> [WORK TO BE COMPLETED]: From the first line of the listing below, retype each line up to and including the one with "FaChevronRight, FaCog, FaSearch"; pictures stay out.

Web page code records:
• • • • •
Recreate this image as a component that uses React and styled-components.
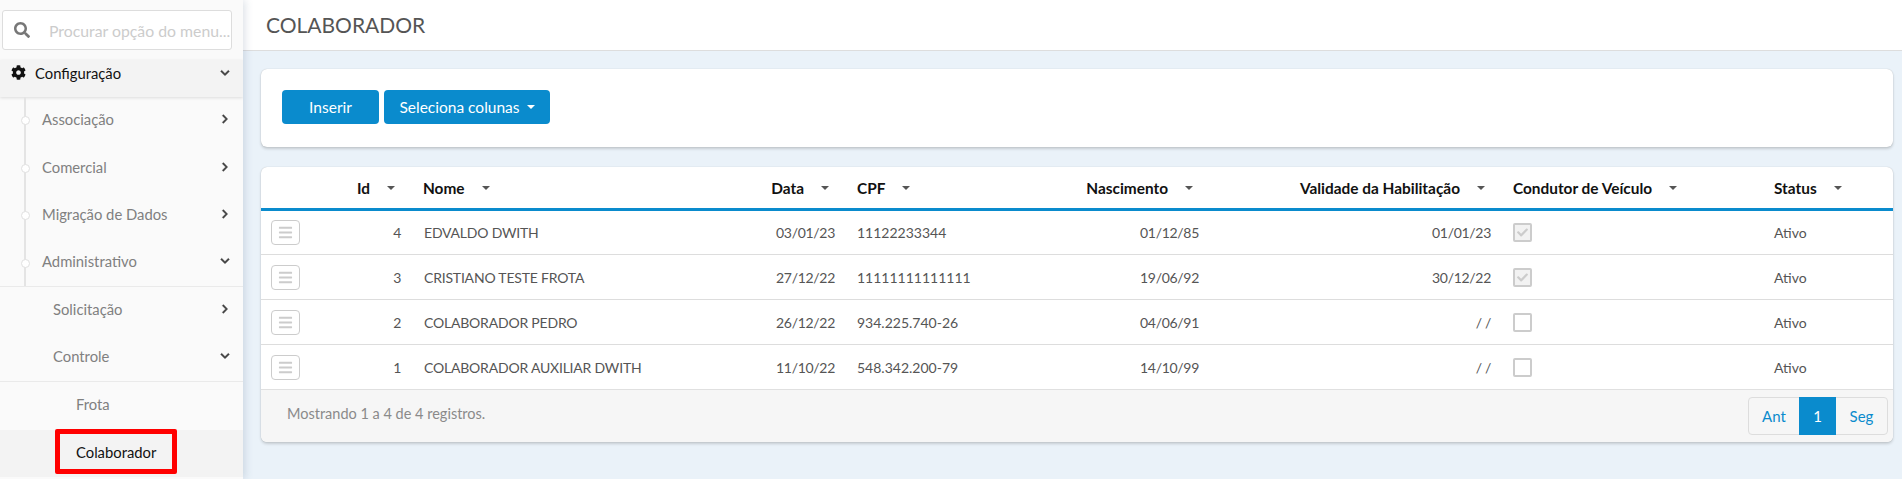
import React from "react";
import styled, { createGlobalStyle } from "styled-components";
import { FaBars, FaCheck, FaChevronDown, FaChevronRight, FaCog, FaSearch } from "react-icons/fa";

const columns = [
  { key: "menu", width: 85 },
  { key: "id", label: "Id", width: 66, right: true },
  { key: "nome", label: "Nome", width: 350 },
  { key: "data", label: "Data", width: 84, right: true },
  { key: "cpf", label: "CPF", width: 228 },
  { key: "nascimento", label: "Nascimento", width: 136, right: true },
  { key: "validade", label: "Validade da Habilitação", width: 292, right: true },
  { key: "condutor", label: "Condutor de Veículo", width: 261 },
  { key: "status", label: "Status", width: 130 },
];

const rows = [
  { id: 4, nome: "EDVALDO DWITH", data: "03/01/23", cpf: "11122233344", nascimento: "01/12/85", validade: "01/01/23", condutor: true },
  { id: 3, nome: "CRISTIANO TESTE FROTA", data: "27/12/22", cpf: "11111111111111", nascimento: "19/06/92", validade: "30/12/22", condutor: true },
  { id: 2, nome: "COLABORADOR PEDRO", data: "26/12/22", cpf: "934.225.740-26", nascimento: "04/06/91", validade: "/ /", condutor: false },
  { id: 1, nome: "COLABORADOR AUXILIAR DWITH", data: "11/10/22", cpf: "548.342.200-79", nascimento: "14/10/99", validade: "/ /", condutor: false },
];

const App = () => {
  return (
    <Page>
      <GlobalStyle />
      <Sidebar>
        <SearchBox>
          <FaSearch />
          <span>Procurar opção do menu...</span>
        </SearchBox>
        <MenuHead>
          <FaCog />
          <span>Configuração</span>
          <FaChevronDown />
        </MenuHead>
        <TreeItem>
          Associação
          <FaChevronRight />
        </TreeItem>
        <TreeItem>
          Comercial
          <FaChevronRight />
        </TreeItem>
        <TreeItem>
          Migração de Dados
          <FaChevronRight />
        </TreeItem>
        <TreeItem $open>
          Administrativo
          <FaChevronDown />
        </TreeItem>
        <SubItem>
          Solicitação
          <FaChevronRight />
        </SubItem>
        <SubItem $open>
          Controle
          <FaChevronDown />
        </SubItem>
        <LeafItem>Frota</LeafItem>
        <LeafItem $active>
          Colaborador
          <RedMark />
        </LeafItem>
      </Sidebar>
      <Main>
        <TitleBar>COLABORADOR</TitleBar>
        <Content>
          <Card>
            <Toolbar>
              <Button $wide>Inserir</Button>
              <Button>
                Seleciona colunas
                <ButtonCaret />
              </Button>
            </Toolbar>
          </Card>
          <Card>
            <Table>
              <colgroup>
                {columns.map((col) => (
                  <col key={col.key} width={col.width} />
                ))}
              </colgroup>
              <thead>
                <tr>
                  {columns.map((col) => (
                    <Th key={col.key}>
                      {col.label && (
                        <HeadLabel $right={col.right}>
                          {col.label}
                          <SortCaret />
                        </HeadLabel>
                      )}
                    </Th>
                  ))}
                </tr>
              </thead>
              <tbody>
                {rows.map((row) => (
                  <tr key={row.id}>
                    <Td>
                      <MenuButton>
                        <FaBars />
                      </MenuButton>
                    </Td>
                    <Td $right>{row.id}</Td>
                    <Td $name>{row.nome}</Td>
                    <Td $right>{row.data}</Td>
                    <Td>{row.cpf}</Td>
                    <Td $right>{row.nascimento}</Td>
                    <Td $right>{row.validade}</Td>
                    <Td>
                      <CheckBox $checked={row.condutor}>{row.condutor && <FaCheck />}</CheckBox>
                    </Td>
                    <Td>Ativo</Td>
                  </tr>
                ))}
              </tbody>
            </Table>
            <Footer>
              <span>Mostrando 1 a 4 de 4 registros.</span>
              <Pagination>
                <PageLink $first>Ant</PageLink>
                <PageLink $current>1</PageLink>
                <PageLink>Seg</PageLink>
              </Pagination>
            </Footer>
          </Card>
        </Content>
      </Main>
    </Page>
  );
};

const GlobalStyle = createGlobalStyle`
  html, body {
    margin: 0;
    height: 100%;
    overflow: hidden;
  }
  body {
    font-family: "Lato", "Liberation Sans", sans-serif;
    font-size: 14px;
    color: #555;
  }
`;

const Page = styled.div`
  display: flex;
  height: 100vh;
  background: #eaf2f9;
`;

const Sidebar = styled.aside`
  width: 243px;
  flex-shrink: 0;
  display: flex;
  flex-direction: column;
  background: #fafafa;
  box-shadow: 2px 0 8px rgba(60, 90, 120, 0.18);
  position: relative;
  z-index: 2;
  overflow: hidden;
  font-size: 14.8px;
`;

const SearchBox = styled.div`
  height: 40px;
  box-sizing: border-box;
  flex-shrink: 0;
  margin: 10px 11px 10px 2px;
  display: flex;
  align-items: center;
  gap: 19px;
  padding-left: 11px;
  background: #fff;
  border: 1px solid #ddd;
  border-radius: 3px;
  color: #ccc;
  font-size: 15.8px;
  white-space: nowrap;
  svg {
    width: 16px;
    height: 16px;
    color: #777;
    flex-shrink: 0;
  }
`;

const MenuHead = styled.div`
  height: 37px;
  box-sizing: border-box;
  flex-shrink: 0;
  display: flex;
  align-items: center;
  padding: 0 13px 12px 11px;
  background: #f3f3f3;
  color: #111;
  box-shadow: 0 1px 3px rgba(0, 0, 0, 0.12);
  position: relative;
  span {
    margin-left: 9px;
    flex: 1;
  }
  svg:first-child {
    width: 15px;
    height: 15px;
  }
  svg:last-child {
    width: 10px;
    height: 10px;
    color: #444;
    stroke: #444;
    stroke-width: 20px;
  }
`;

const Row = styled.div`
  display: flex;
  align-items: center;
  justify-content: space-between;
  height: 47.5px;
  box-sizing: border-box;
  flex-shrink: 0;
  padding-bottom: 3px;
  color: #808080;
  border-bottom: ${(p) => (p.$open ? "1px solid #eaeaea" : "none")};
  svg {
    width: 10px;
    height: 10px;
    color: #444;
    stroke: #444;
    stroke-width: 20px;
    margin-right: 13px;
  }
`;

const TreeItem = styled(Row)`
  position: relative;
  padding-left: 42px;
  &::before {
    content: "";
    position: absolute;
    left: 24px;
    top: 0;
    bottom: 0;
    width: 2px;
    background: #e4e4e4;
  }
  &::after {
    content: "";
    position: absolute;
    left: 21px;
    top: 19px;
    width: 7px;
    height: 7px;
    background: #fff;
    border: 1px solid #e0e0e0;
    border-radius: 50%;
  }
`;

const SubItem = styled(Row)`
  padding-left: 53px;
`;

const LeafItem = styled(Row)`
  position: relative;
  padding-left: 76px;
  color: ${(p) => (p.$active ? "#111" : "#808080")};
  background: ${(p) => (p.$active ? "#f3f3f3" : "transparent")};
`;

const RedMark = styled.div`
  position: absolute;
  left: 55px;
  top: -1px;
  width: 122px;
  height: 45px;
  box-sizing: border-box;
  border: 5px solid #f00;
  border-radius: 2px;
`;

const Main = styled.main`
  flex: 1;
  min-width: 0;
  display: flex;
  flex-direction: column;
`;

const TitleBar = styled.header`
  height: 50px;
  box-sizing: content-box;
  flex-shrink: 0;
  display: flex;
  align-items: center;
  padding-left: 23px;
  background: #fff;
  border-bottom: 1px solid #ddd;
  font-size: 21px;
  line-height: 48px;
  color: #555;
`;

const Content = styled.div`
  display: flex;
  flex-direction: column;
  gap: 20px;
  padding: 18px 9px 0 18px;
`;

const Card = styled.section`
  background: #fff;
  border-radius: 6px;
  box-shadow: 0 0 1px rgba(0, 0, 0, 0.25), 0 2px 3px rgba(0, 0, 0, 0.16);
  overflow: hidden;
`;

const Toolbar = styled.div`
  display: flex;
  gap: 5px;
  padding: 21px 21px 23px;
  justify-content: flex-start;
`;

const Button = styled.button`
  height: 34px;
  width: ${(p) => (p.$wide ? "97px" : "166px")};
  border: 0;
  border-radius: 4px;
  background: #0a8bcd;
  color: #fff;
  font: inherit;
  font-size: 15.5px;
  display: flex;
  align-items: center;
  justify-content: center;
`;

const ButtonCaret = styled.i`
  margin-left: 7px;
  border-top: 4px solid #fff;
  border-left: 4px solid transparent;
  border-right: 4px solid transparent;
`;

const Table = styled.table`
  width: 100%;
  table-layout: fixed;
  border-collapse: collapse;
`;

const Th = styled.th`
  height: 41px;
  padding: 0 11px;
  border-bottom: 3px solid #0a8bcd;
  color: #111;
  font-size: 15.4px;
  font-weight: 700;
  text-align: left;
`;

const HeadLabel = styled.div`
  display: flex;
  align-items: center;
  white-space: nowrap;
  justify-content: ${(p) => (p.$right ? "flex-end" : "flex-start")};
  padding-right: ${(p) => (p.$right ? "6px" : "0")};
`;

const SortCaret = styled.i`
  margin-left: 17px;
  border-top: 4px solid #555;
  border-left: 4px solid transparent;
  border-right: 4px solid transparent;
`;

const Td = styled.td`
  height: 44px;
  padding: 0 ${(p) => (p.$name ? "10px" : "11px")} 0 ${(p) => (p.$name ? "12px" : "11px")};
  border-bottom: 1px solid #ddd;
  text-align: ${(p) => (p.$right ? "right" : "left")};
  letter-spacing: ${(p) => (p.$name ? "-0.2px" : p.$right ? "-0.3px" : "0")};
  white-space: nowrap;
  tr:first-child > & {
    height: 43px;
  }
  tr:last-child > & {
    border-bottom-color: #e0e0e0;
  }
`;

const MenuButton = styled.div`
  width: 29px;
  height: 25px;
  box-sizing: border-box;
  display: flex;
  align-items: center;
  justify-content: center;
  border: 1px solid #ccc;
  border-radius: 4px;
  margin-left: -1px;
  svg {
    width: 15px;
    height: 15px;
    color: #ccc;
  }
`;

const CheckBox = styled.div`
  width: 19px;
  height: 19px;
  box-sizing: border-box;
  display: flex;
  align-items: center;
  justify-content: center;
  border: 2px solid #ccc;
  border-radius: 2px;
  background: ${(p) => (p.$checked ? "#f2f2f2" : "#fff")};
  svg {
    width: 11px;
    height: 11px;
    color: #ccc;
  }
`;

const Footer = styled.footer`
  height: 52px;
  box-sizing: border-box;
  display: flex;
  align-items: flex-start;
  justify-content: space-between;
  padding: 7px 5px 0 26px;
  background: #f6f6f6;
  color: #8a8a8a;
  font-size: 14.5px;
  span {
    line-height: 34px;
  }
`;

const Pagination = styled.nav`
  display: flex;
  height: 38px;
  box-sizing: border-box;
  border: 1px solid #ddd;
  border-radius: 4px;
  background: #f6f6f6;
  font-size: 15px;
`;

const PageLink = styled.a`
  display: flex;
  align-items: center;
  justify-content: center;
  width: ${(p) => (p.$current ? "37px" : p.$first ? "50px" : "51px")};
  margin: ${(p) => (p.$current ? "-1px 0" : "0")};
  color: ${(p) => (p.$current ? "#fff" : "#0a8bcd")};
  background: ${(p) => (p.$current ? "#0a8bcd" : "transparent")};
`;

export default App;
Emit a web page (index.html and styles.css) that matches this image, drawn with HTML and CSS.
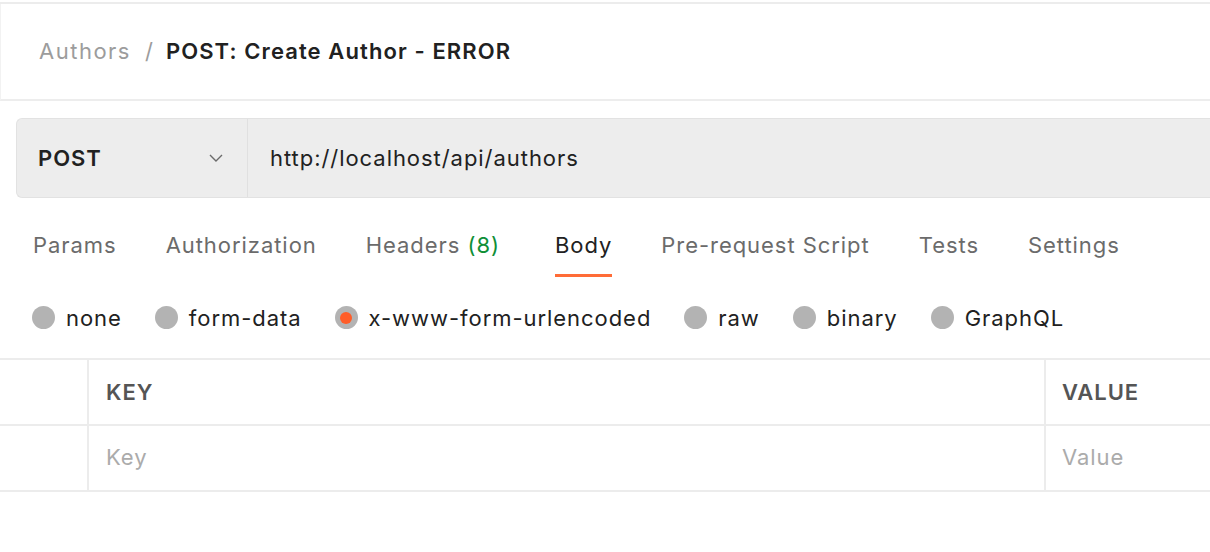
• • • • •
> [EXERCISE RESPONSE]:
Recreate this image as a component that uses React and styled-components.
import React from "react";
import styled, { createGlobalStyle } from "styled-components";
import { FaBars, FaCheck, FaChevronDown, FaChevronRight, FaCog, FaSearch } from "react-icons/fa";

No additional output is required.